Nous ne pouvons pas passer sous silence le combat de ces femmes iraniennes, saoudiennes, et de bien d’autres pays, qui réclament simplement le droit de se balader les cheveux au vent, dans l’espace public. Nous ne pouvons pas passer sous silence le fait qu’en France, certaines femmes vivent une oppression religieuse, qui va à l’encontre de leurs libertés fondamentales.

L’association, cofondée en 2009 par Caroline de Haas et aujourd’hui présidée par Anne-Sophie Mailfert, n’en fustige pas moins les arrêtés anti-burkini :

Pour autant, nous condamnons ces arrêtés anti-burkini. Où sont les droits des femmes quand on fait justement d’une catégorie de femmes les responsables du “désordre public”, voire pour certains du terrorisme ? Quel est le lien entre une femme voilée à la plage et des meurtres de masse commis par des djihadistes ? Est-ce en combattant ces femmes qu’on combat l’intégrisme et l’obscurantisme ?
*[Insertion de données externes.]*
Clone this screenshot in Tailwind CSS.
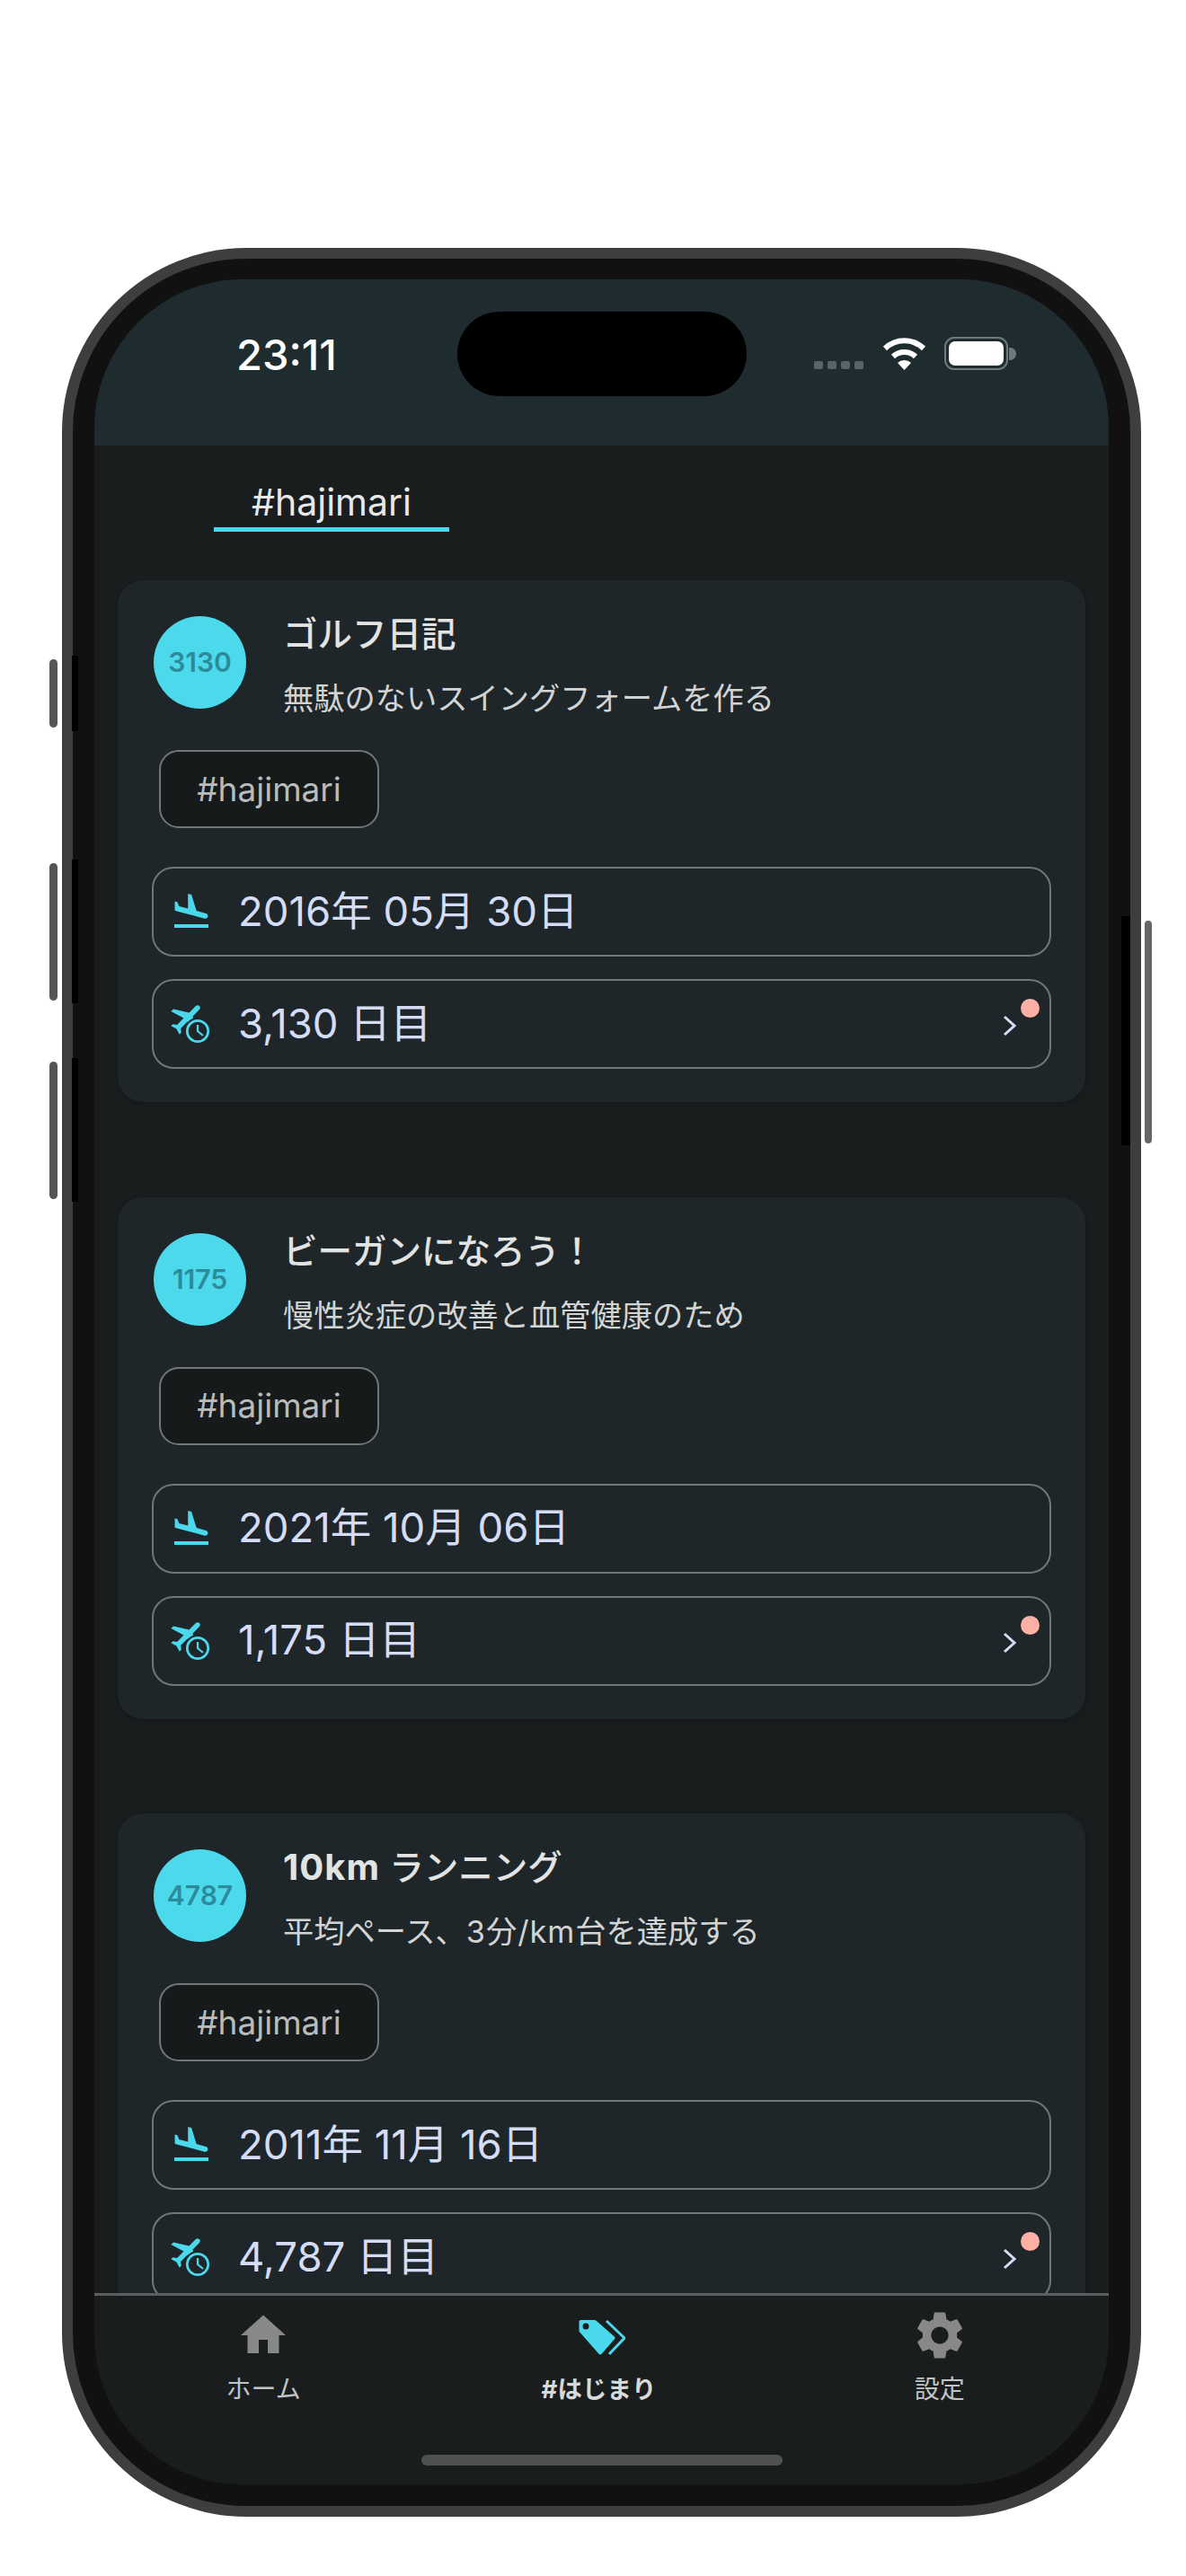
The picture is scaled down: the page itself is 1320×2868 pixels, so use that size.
<!DOCTYPE html>
<html lang="ja">
<head>
    <meta charset="UTF-8">
    <meta name="viewport" content="width=device-width, initial-scale=1.0">
    <title>hajimari</title>
    <script src="https://cdn.jsdelivr.net/npm/@tailwindcss/browser@4"></script>
</head>
<body class="min-h-screen bg-white pt-[276px] pl-[69px] font-['Inter','Noto_Sans_CJK_JP',sans-serif]">
    <!-- phone frame -->
    <div class="relative w-[1201px] h-[2526px] box-border border-[12px] border-[#3e3e3e] bg-[#111111] rounded-[205px] pt-[23px] px-[24px] pb-[24px]">
        <!-- hardware buttons -->
        <div class="absolute left-[-26px] top-[446px] w-[9px] h-[76px] rounded-full bg-[#555555]"></div>
        <div class="absolute left-[-26px] top-[673px] w-[9px] h-[153px] rounded-full bg-[#555555]"></div>
        <div class="absolute left-[-26px] top-[894px] w-[9px] h-[153px] rounded-full bg-[#555555]"></div>
        <div class="absolute right-[-24px] top-[737px] w-[8px] h-[248px] rounded-full bg-[#666666]"></div>
        <div class="absolute left-[-1px] top-[442px] w-[7px] h-[84px] bg-black"></div>
        <div class="absolute left-[-1px] top-[669px] w-[7px] h-[160px] bg-black"></div>
        <div class="absolute left-[-1px] top-[890px] w-[7px] h-[160px] bg-black"></div>
        <div class="absolute right-0 top-[732px] w-[10px] h-[255px] bg-black"></div>

        <!-- screen -->
        <div class="flex flex-col h-full overflow-hidden rounded-[165px] bg-[#191d1e]">
            <!-- status bar -->
            <header class="shrink-0 h-[185px] bg-[#1e2c2f] pt-[36px]">
                <div class="flex items-center h-[94px] pl-[158px]">
                    <span class="w-[246px] text-[47px] leading-none font-medium text-white">23:11</span>
                    <div class="w-[322px] h-[94px] rounded-[47px] bg-black"></div>
                    <div class="flex gap-[5px] ml-[75px] mt-[24px]">
                        <i class="block w-[10px] h-[9px] rounded-[2px] bg-[#596466]"></i>
                        <i class="block w-[10px] h-[9px] rounded-[2px] bg-[#596466]"></i>
                        <i class="block w-[10px] h-[9px] rounded-[2px] bg-[#596466]"></i>
                        <i class="block w-[10px] h-[9px] rounded-[2px] bg-[#596466]"></i>
                    </div>
                    <svg class="ml-[21px] mt-[-2px]" width="49" height="37" viewBox="0 0 49 37" fill="none">
                        <path d="M3 13A31 31 0 0 1 46 13" stroke="#fff" stroke-width="6"/>
                        <path d="M12 22A18 18 0 0 1 37 22" stroke="#fff" stroke-width="6"/>
                        <path d="M17 29a11 11 0 0 1 15 0L24.500 37z" fill="#fff"/>
                    </svg>
                    <div class="relative ml-[20px] mt-[-2px] w-[71px] h-[37px] box-border border-2 border-[#6e7a7c] rounded-[11px] p-[3px]">
                        <div class="h-full rounded-[7px] bg-white"></div>
                        <div class="absolute right-[-11px] top-[10px] w-[8px] h-[14px] rounded-r-full bg-[#6e7a7c]"></div>
                    </div>
                </div>
            </header>

            <!-- tab -->
            <div class="shrink-0 h-[150px] pt-[39px] pl-[133px]">
                <div class="w-[262px]">
                    <div class="text-center text-[41px] leading-[48px] text-[#e8e8e8]">#hajimari</div>
                    <div class="mt-[4px] h-[5px] bg-[#4ad8ec]"></div>
                </div>
            </div>

            <!-- cards -->
            <main class="flex-1 min-h-0 overflow-hidden pl-[26px] pr-[26px] flex flex-col gap-[105.500px]">
                <section class="shrink-0 rounded-[28px] bg-[#1e2629] shadow-[0_2px_6px_rgba(0,0,0,0.2)] pt-[40px] pb-[37px]">
                    <div class="flex pl-[40px] gap-[41px]">
                        <div class="flex items-center justify-center w-[103px] h-[103px] rounded-full bg-[#4cd9ec] text-[30px] font-semibold text-[#2c8b9b]">3130</div>
                        <div>
                            <h2 class="text-[38.500px] leading-[40px] font-medium text-[#e2e3e3]">ゴルフ日記</h2>
                            <p class="mt-[32px] text-[34.250px] leading-[40px] text-[#d2d4d4]">無駄のないスイングフォームを作る</p>
                        </div>
                    </div>
                    <div class="flex items-center justify-center ml-[46px] mt-[37px] w-[245px] h-[87px] rounded-[22px] border-2 border-[#717676] bg-[#161a1b] text-[37px] text-[#b9bcbc]">#hajimari</div>
                    <div class="flex items-center mx-[38px] mt-[43px] h-[100px] rounded-[24px] border-2 border-[#717676] pl-[18px] gap-[28px] text-[45.500px] text-[#d5dcf5]">
                        <svg width="48" height="48" viewBox="0 0 24 24" fill="#4ad8ec"><path d="M2.500 19h19v2h-19zm7.180-5.730l4.350 1.160 5.310 1.420c.8.210 1.620-.260 1.840-1.060.210-.8-.260-1.620-1.060-1.840l-5.310-1.420-2.760-9.020L10.120 2v8.280L5.150 8.950l-.93-2.320-1.450-.39v5.170l1.600.430 5.310 1.430z"/></svg>
                        <span>2016年 05月 30日</span>
                    </div>
                    <div class="relative flex items-center mx-[38px] mt-[25px] h-[100px] rounded-[24px] border-2 border-[#717676] pl-[18px] gap-[28px] text-[45.500px] text-[#d5dcf5]">
                        <svg width="48" height="48" viewBox="0 0 48 48" fill="none">
                            <path fill="#4ad8ec" transform="translate(19.500 17.500) rotate(45) scale(1.900) translate(-11.500 -12)" d="M21 16v-2l-8-5V3.500c0-.83-.67-1.500-1.500-1.500S10 2.670 10 3.500V9l-8 5v2l8-2.500V19l-2 1.500V22l3.500-1 3.500 1v-1.500L13 19v-5.500l8 2.500z"/>
                            <circle cx="31" cy="32" r="15" fill="#1e2629"/>
                            <circle cx="31" cy="32" r="11.700" stroke="#4ad8ec" stroke-width="2.700"/>
                            <path d="M31 25v7l6 5" stroke="#4ad8ec" stroke-width="2.200"/>
                        </svg>
                        <span>3,130 日目</span>
                        <svg class="absolute right-[36px] top-[38px]" width="16" height="24" viewBox="0 0 16 24" fill="none"><path d="M2 2l11 10L2 22" stroke="#d5dcf5" stroke-width="3"/></svg>
                        <i class="absolute right-[11px] top-[20px] block w-[21px] h-[21px] rounded-full bg-[#ffb0a4]"></i>
                    </div>
                </section>

                <section class="shrink-0 rounded-[28px] bg-[#1e2629] shadow-[0_2px_6px_rgba(0,0,0,0.2)] pt-[40px] pb-[37px]">
                    <div class="flex pl-[40px] gap-[41px]">
                        <div class="flex items-center justify-center w-[103px] h-[103px] rounded-full bg-[#4cd9ec] text-[30px] font-semibold text-[#2c8b9b]">1175</div>
                        <div>
                            <h2 class="text-[38.500px] leading-[40px] font-medium text-[#e2e3e3]">ビーガンになろう！</h2>
                            <p class="mt-[32px] text-[34.250px] leading-[40px] text-[#d2d4d4]">慢性炎症の改善と血管健康のため</p>
                        </div>
                    </div>
                    <div class="flex items-center justify-center ml-[46px] mt-[37px] w-[245px] h-[87px] rounded-[22px] border-2 border-[#717676] bg-[#161a1b] text-[37px] text-[#b9bcbc]">#hajimari</div>
                    <div class="flex items-center mx-[38px] mt-[43px] h-[100px] rounded-[24px] border-2 border-[#717676] pl-[18px] gap-[28px] text-[45.500px] text-[#d5dcf5]">
                        <svg width="48" height="48" viewBox="0 0 24 24" fill="#4ad8ec"><path d="M2.500 19h19v2h-19zm7.180-5.730l4.350 1.160 5.310 1.420c.8.210 1.620-.260 1.840-1.060.210-.8-.260-1.620-1.060-1.840l-5.310-1.420-2.760-9.020L10.120 2v8.280L5.150 8.950l-.93-2.320-1.450-.39v5.170l1.600.430 5.310 1.430z"/></svg>
                        <span>2021年 10月 06日</span>
                    </div>
                    <div class="relative flex items-center mx-[38px] mt-[25px] h-[100px] rounded-[24px] border-2 border-[#717676] pl-[18px] gap-[28px] text-[45.500px] text-[#d5dcf5]">
                        <svg width="48" height="48" viewBox="0 0 48 48" fill="none">
                            <path fill="#4ad8ec" transform="translate(19.500 17.500) rotate(45) scale(1.900) translate(-11.500 -12)" d="M21 16v-2l-8-5V3.500c0-.83-.67-1.500-1.500-1.500S10 2.670 10 3.500V9l-8 5v2l8-2.500V19l-2 1.500V22l3.500-1 3.500 1v-1.500L13 19v-5.500l8 2.500z"/>
                            <circle cx="31" cy="32" r="15" fill="#1e2629"/>
                            <circle cx="31" cy="32" r="11.700" stroke="#4ad8ec" stroke-width="2.700"/>
                            <path d="M31 25v7l6 5" stroke="#4ad8ec" stroke-width="2.200"/>
                        </svg>
                        <span>1,175 日目</span>
                        <svg class="absolute right-[36px] top-[38px]" width="16" height="24" viewBox="0 0 16 24" fill="none"><path d="M2 2l11 10L2 22" stroke="#d5dcf5" stroke-width="3"/></svg>
                        <i class="absolute right-[11px] top-[20px] block w-[21px] h-[21px] rounded-full bg-[#ffb0a4]"></i>
                    </div>
                </section>

                <section class="shrink-0 rounded-[28px] bg-[#1e2629] shadow-[0_2px_6px_rgba(0,0,0,0.2)] pt-[40px] pb-[37px]">
                    <div class="flex pl-[40px] gap-[41px]">
                        <div class="flex items-center justify-center w-[103px] h-[103px] rounded-full bg-[#4cd9ec] text-[30px] font-semibold text-[#2c8b9b]">4787</div>
                        <div>
                            <h2 class="text-[38.500px] leading-[40px] font-medium text-[#e2e3e3]"><span class="text-[40px] tracking-[1px] font-bold">10km</span> ランニング</h2>
                            <p class="mt-[32px] text-[34.250px] leading-[40px] text-[#d2d4d4]">平均ペース、<span class="tracking-[1px]">3分/km</span>台を達成する</p>
                        </div>
                    </div>
                    <div class="flex items-center justify-center ml-[46px] mt-[37px] w-[245px] h-[87px] rounded-[22px] border-2 border-[#717676] bg-[#161a1b] text-[37px] text-[#b9bcbc]">#hajimari</div>
                    <div class="flex items-center mx-[38px] mt-[43px] h-[100px] rounded-[24px] border-2 border-[#717676] pl-[18px] gap-[28px] text-[45.500px] text-[#d5dcf5]">
                        <svg width="48" height="48" viewBox="0 0 24 24" fill="#4ad8ec"><path d="M2.500 19h19v2h-19zm7.180-5.730l4.350 1.160 5.310 1.420c.8.210 1.620-.260 1.840-1.060.210-.8-.260-1.620-1.060-1.840l-5.310-1.420-2.760-9.020L10.120 2v8.280L5.150 8.950l-.93-2.320-1.450-.39v5.170l1.600.430 5.310 1.430z"/></svg>
                        <span>2011年 11月 16日</span>
                    </div>
                    <div class="relative flex items-center mx-[38px] mt-[25px] h-[100px] rounded-[24px] border-2 border-[#717676] pl-[18px] gap-[28px] text-[45.500px] text-[#d5dcf5]">
                        <svg width="48" height="48" viewBox="0 0 48 48" fill="none">
                            <path fill="#4ad8ec" transform="translate(19.500 17.500) rotate(45) scale(1.900) translate(-11.500 -12)" d="M21 16v-2l-8-5V3.500c0-.83-.67-1.500-1.500-1.500S10 2.670 10 3.500V9l-8 5v2l8-2.500V19l-2 1.500V22l3.500-1 3.500 1v-1.500L13 19v-5.500l8 2.500z"/>
                            <circle cx="31" cy="32" r="15" fill="#1e2629"/>
                            <circle cx="31" cy="32" r="11.700" stroke="#4ad8ec" stroke-width="2.700"/>
                            <path d="M31 25v7l6 5" stroke="#4ad8ec" stroke-width="2.200"/>
                        </svg>
                        <span>4,787 日目</span>
                        <svg class="absolute right-[36px] top-[38px]" width="16" height="24" viewBox="0 0 16 24" fill="none"><path d="M2 2l11 10L2 22" stroke="#d5dcf5" stroke-width="3"/></svg>
                        <i class="absolute right-[11px] top-[20px] block w-[21px] h-[21px] rounded-full bg-[#ffb0a4]"></i>
                    </div>
                </section>
            </main>

            <!-- bottom nav -->
            <nav class="relative shrink-0 h-[213px] box-border border-t-[3px] border-[#5a5e5f] bg-[#191d1e] grid grid-cols-3 pt-[14px]">
                <div class="flex flex-col items-center">
                    <svg width="60" height="60" viewBox="0 0 24 24" fill="#888888"><path d="M10 20v-6h4v6h5v-8h3L12 3 2 12h3v8z"/></svg>
                    <span class="mt-[14px] text-[28px] leading-[32px] text-[#c0c4c4]">ホーム</span>
                </div>
                <div class="flex flex-col items-center pr-[6px]">
                    <svg width="60" height="60" viewBox="-6 -8 60 60" fill="none">
                        <path d="M4.500 7h15.500L40.500 25 26 41.500 4.500 17z" fill="#4ad8ec" stroke="#4ad8ec" stroke-width="4" stroke-linejoin="round"/>
                        <circle cx="10" cy="12" r="3.500" fill="#191d1e"/>
                        <path d="M33 6l20 19-17 18" stroke="#4ad8ec" stroke-width="3"/>
                    </svg>
                    <span class="mt-[14px] text-[27.500px] leading-[32px] font-bold text-[#d8dada]">#はじまり</span>
                </div>
                <div class="flex flex-col items-center">
                    <svg class="mt-[-2px] mb-[-2px]" width="64" height="64" viewBox="0 0 24 24" fill="#888888"><path d="M19.140 12.940c.04-.3.06-.61.06-.94 0-.32-.02-.64-.07-.94l2.030-1.580c.18-.14.23-.41.12-.61l-1.920-3.320c-.12-.22-.37-.29-.59-.22l-2.390.96c-.5-.38-1.030-.7-1.620-.94l-.36-2.540c-.04-.24-.24-.41-.48-.41h-3.840c-.24 0-.43.17-.47.41l-.36 2.540c-.59.24-1.130.57-1.620.94l-2.390-.96c-.22-.08-.47 0-.59.22L2.740 8.870c-.12.21-.08.47.12.61l2.030 1.580c-.05.3-.09.63-.09.94s.02.64.07.94l-2.030 1.580c-.18.14-.23.41-.12.61l1.920 3.320c.12.22.37.29.59.22l2.390-.96c.5.38 1.030.7 1.620.94l.36 2.540c.05.24.24.41.48.41h3.840c.24 0 .44-.17.47-.41l.36-2.540c.59-.24 1.130-.56 1.620-.94l2.390.96c.22.08.47 0 .59-.22l1.920-3.320c.12-.22.07-.47-.12-.61l-2.010-1.580zM12 15.600c-1.980 0-3.600-1.620-3.600-3.600s1.620-3.600 3.600-3.600 3.600 1.620 3.600 3.600-1.620 3.600-3.600 3.600z"/></svg>
                    <span class="mt-[14px] text-[28px] leading-[32px] text-[#c0c4c4]">設定</span>
                </div>
                <div class="absolute left-[364px] bottom-[21px] w-[402px] h-[12px] rounded-full bg-[#4f5151]"></div>
            </nav>
        </div>
    </div>
</body>
</html>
Même réaction de la part des Effront-é-es, association féministe, laïque et anti-raciste, dans un communiqué également publié le 24 août :

Par quel détour retors le voile et le burkini, dénoncés comme étant sexistes, deviennent-ils les instruments d’une double peine ? Comment peut-on dénoncer le voile comme moyen d’oppression des femmes, interroger les pratiques religieuses qu’elles subissent, et dans le même temps, les violenter dans l’espace public à cause de lui ?

Ce procédé est intolérable, absurde, injuste et contreproductif. Les femmes n’ont pas à être à la fois les premières victimes du patriarcat et de ses dommages collatéraux. Ni la police, ni les préfets, ni les maires, ni même les représentants de l’État français ne semblent se préoccuper de la libération des femmes et de leur condition réelle.

Cette association rappelle, en pointant le « racisme institutionnalisé » :

Le voile n’a à être interdit ni à l’université ni dans l’espace public. Il est en revanche fâcheux que le gouvernement aie lamentablement reculé devant des mouvements conservateurs et religieux qui se sont opposé aux ABCD de l’égalité, programme d’éducation contre le sexisme et pour l’égalité entre les filles et les garçons à l’école. Plus de savoirs sur leur condition, de sensibilisation, de moyens sociaux, d’autonomie financière aideront bien plus les femmes qu’une amende assortie d’un ordre brutal à se déshabiller sur une plage.

Osez le féminisme dénonce pour sa part une « double manipulation » qui « stigmatise les femmes voilées » :

Manipulation des fabricants de vêtements de mode dite “pudique”, qui se frottent les mains, mais aussi de ceux pour qui le voile devrait être obligatoire pour les femmes musulmanes. Mais aussi manipulation de ces édiles locaux (dont certains visiblement en manque de notoriété), qui, à défaut de faire des politiques sociales aptes à endiguer l’exclusion que vivent certains et certaines (l’exclusion sociale étant une trappe vers un repli sur soi communautaire), préfèrent s’attaquer à une catégorie de femmes, livrées à la vindicte raciste.

Et de prendre ainsi l’exact contrepied de certaines qui, à l’instar d’Elisabeth Badinter, se battent contre une prétendue « mode islamiste ». Combat dans lequel le premier ministre Manuel Valls a emboité le pas à la philosophe. Quand d’autres considèrent que cette « mode » et ces tenues de plage pourraient, au contraire, être perçues comme un signe d’intégration.